Em maio, densas nuvens negras se formaram sobre economia. Com a paralização da Reforma na Câmara, os mercados cambaleavam perigosamente à beira do precipício. O presidente contemplou o abismo diante de si e, assustado, recuou. Selou um pacto com o Congresso e Judiciário que valeu por uma trégua institucional, acelerou a liberação de emendas e passou a defender, ainda que timidamente, a reforma como necessária para a solvência do Estado. O Congresso, sob a liderança de Rodrigo Maia, assumiu o protagonismo pela Reforma – relegando o presidente, efetivamente, ao papel de “Rainha da Inglaterra”, nas palavras do próprio Bolsonaro (embora muitos considerem a comparação desfavorável à monarca). O texto enviado pelo Executivo foi reescrito na Câmara de forma a torna-lo mais palatável e a tramitação voltou aos trilhos; ressurgiu a perspectiva de aprovação da Reforma antes do recesso de julho. A mudança surtiu efeito imediato nos mercados: o índice Bovespa voltou a superar os 100 mil, o dólar voltou a operar abaixo de 4 reais e juros caíram forte com apostas de que, aprovada a Reforma, a porta estaria aberta para retomada de cortes na taxa SELIC.
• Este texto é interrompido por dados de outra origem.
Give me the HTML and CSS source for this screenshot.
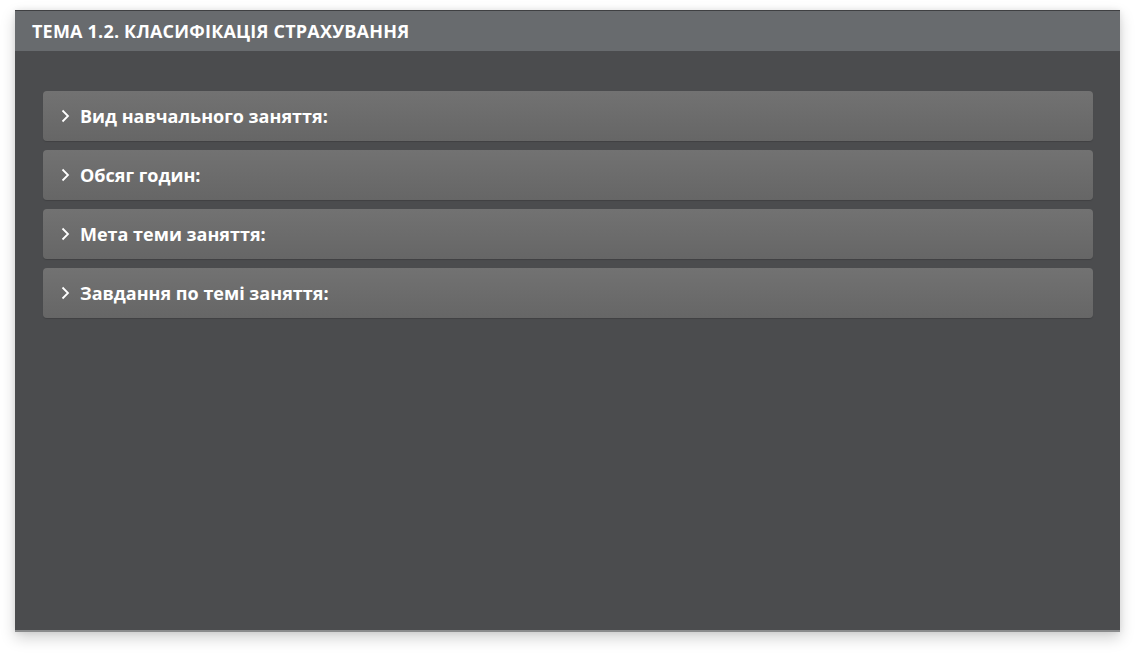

Enquanto isso, no resto do mundo houve uma nova rodada na guerra comercial entre EUA e China quando americanos, às vésperas de assinar um acordo de comércio com chineses, abandonaram a mesa de negociação alegando violação dos termos negociados… O colapso nas negociações e a escalada de tensões no Oriente Médio fez ressurgir o fantasma de uma recessão global. Taxas de juros tombaram nos mercados globais. A taxa do título de 10 anos do Tesouro americano, que negociava acima de 3% no final de 2018, veio escorregando, escorregando até chegar a 2%, em junho. É certo que a Europa esteja novamente flertando com recessão e a economia chinesa, atingida pela guerra comercial, esteja desacelerando. Mas, absolutamente, não é claro que o mesmo esteja ocorrendo com a economia americana, que cresce a robustos 3% e cujo desemprego caiu ao menor nível em 50 anos. E, no entanto, o presidente Trump cobra corte de juros do presidente do FED (rasgando, novamente, o protocolo que estabelece não-interferência do Executivo na política monetária…) e o presidente do FED, ainda que nominalmente resistindo à pressão, sinaliza que irá satisfazer o desejo de Trump.